Indeed it was one of the first churches to have been built by the Normans.

William the Conqueror landed in Romney in 1065 and his sailors were repelled and killed by the inhabitants of Romney Marsh.

A year later he landed at Hastings and defeated King Harold at Senlac Hill. He then marched on New Romney and avenged the death of his sailors by sacking the town.

In memory of his fallen sailors, William the Conqueor who was a pious man, instructed his half brother Bishop Odo to build a church in New Romney to the glory of God.

What is incredible is that William the Conqueror was a follower of a Jewish Carpenter, who died over a thousand years earlier (and over two thousand years from today) ago in a backwoods of the Roman Empire. And it is in the name of that Carpenter that this church is consecrated.

Yet what is surprising about this carpenter / is the effect that he has had on the development on our Cinque Ports and Ancient Towns and their limbs – the area Sir Winston Churchill, a former Lord Warden termed

“this glorious and pure foreshore of England, the shrine of its Christianity.

So WHO was this Jewish carpenter?

Someone once wrote this about him

Story: He was born in an obscure village, the child of a peasant woman.

He grew up in still another village, where he worked in a carpenter’s shop until he was thirty.

Then for three years he was an itinerant preacher.

He never wrote a book. He never held an office.

He never had a family or owned a house.

He did not go to college or to a University

He never visited a big city.

He never travelled two hundred miles from the place where he was born.

He did none of the things associated with greatness.

He had no credentials but himself.

He was only thirty three years of age when the tide of public opinion turned against him. His friends ran away.

He was turned over to his enemies and went through the mockery of a trial.

He was nailed to a cross between two thieves. While he was dying, his executioners gambled for his clothing, the only property he had on earth. When he was dead, he was laid in a borrowed grave through the pity of a friend.

Nineteen centuries have come and gone and today he remains the central figure of the human race, and the leader of mankind’s progress.

All the armies that ever marched,

All the navies that ever sailed,

All the parliaments that ever sat,

All the kings that ever reigned,

put together have not affected the life of man on this planet so much as that one solitary life.

So why was he so significant?

Our second reading today gives us a clue.
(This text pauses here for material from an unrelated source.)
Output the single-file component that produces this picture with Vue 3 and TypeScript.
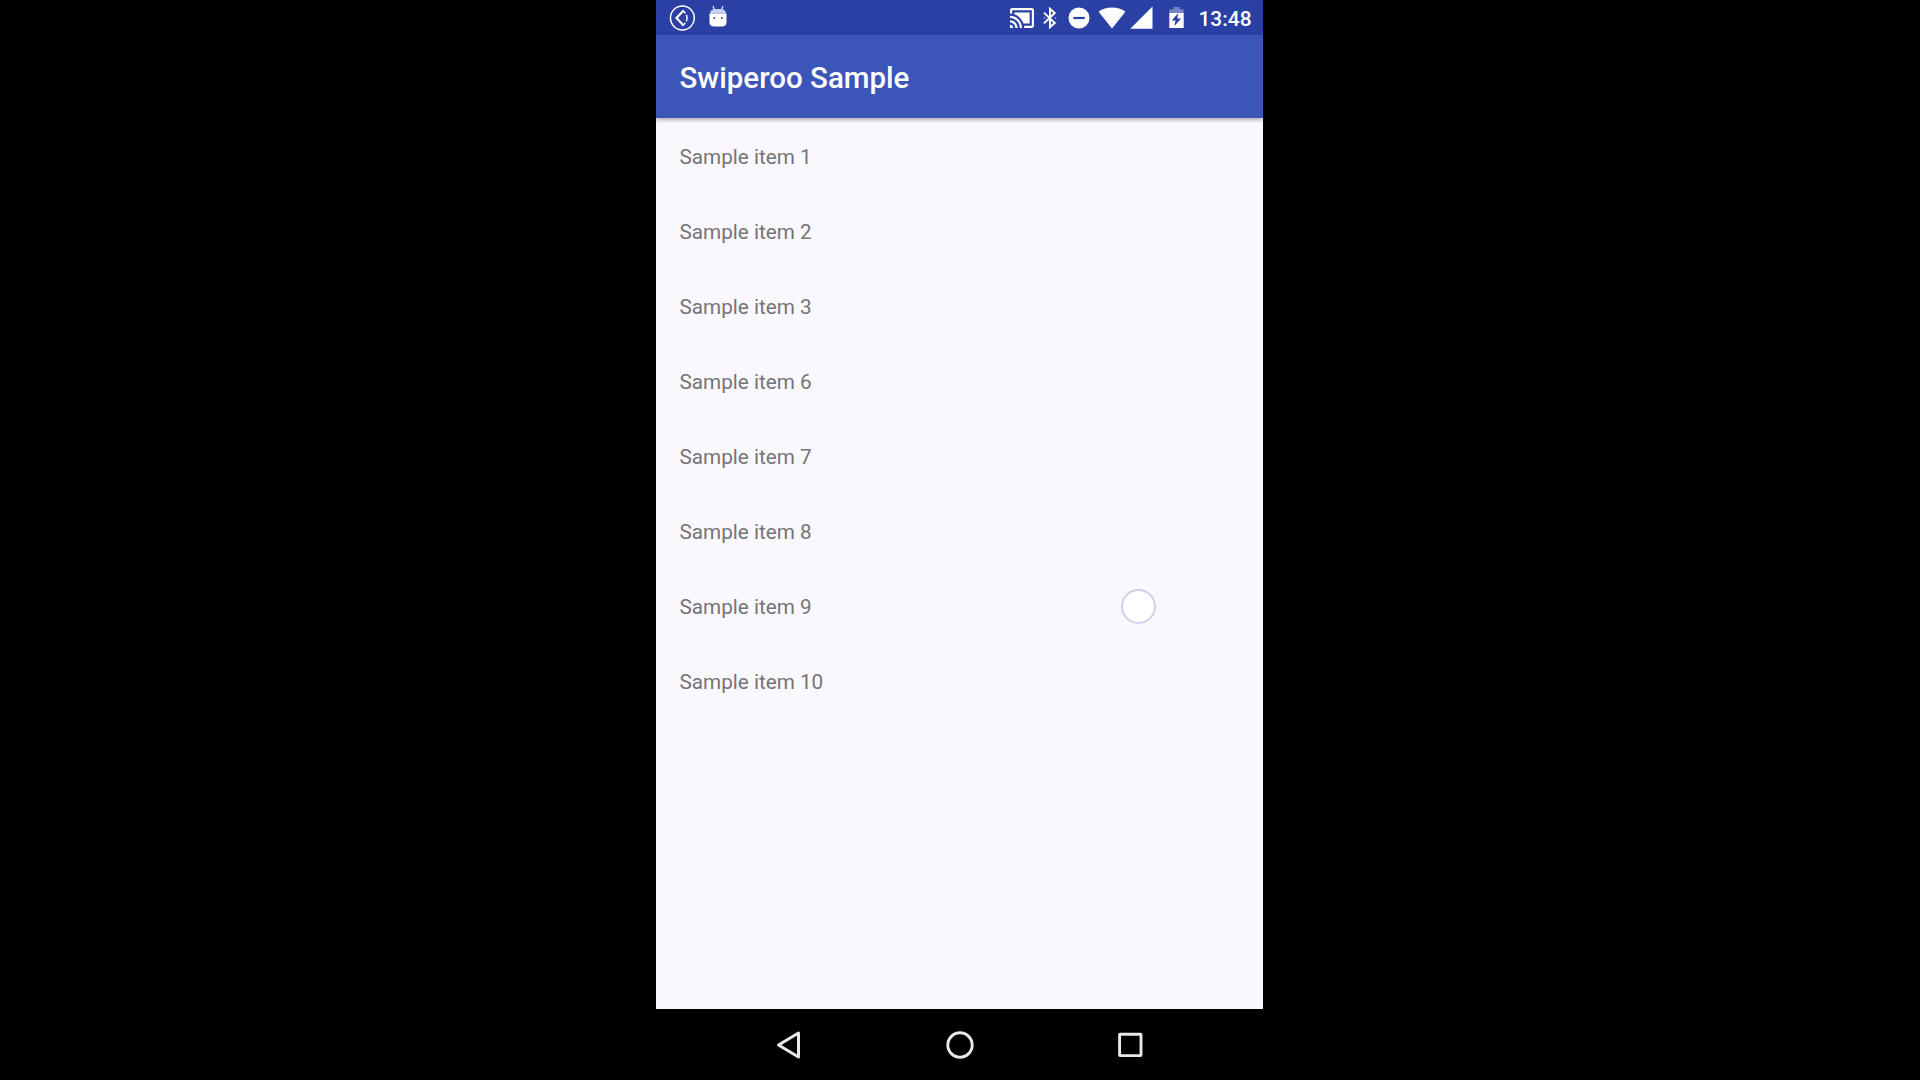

Jesus the Jewish Carpenter from Nazareth was God himself (John refers to him poetically as simply ’the Word’) who came down to this earth with a mission.

Mankind is separated from God by wrongdoing - and Jesus came to give us a way to come back to God

He made some incredible claims - one of which was that he is the Way the Truth and the Life.

He went on to say : "No one comes to the Father except through me."

So what is his message’s relevance today - for us in the 21st Century here in Britain?

I would suggest to you that it is the same as it was to his hearers two thousand years ago.

It is the same as it was to our forebears who built this wonderful church.

His message requires a decision.

Will we or will we not come and dedicate our lives to Jesus and to his service.

Will we come and follow him.

May I leave you with his own words from the book of Revelation:

"Behold I stand at the door and knock (at the door of your life). If anyone opens the door, I will come in and sup with him and he with me (Rev 3:20)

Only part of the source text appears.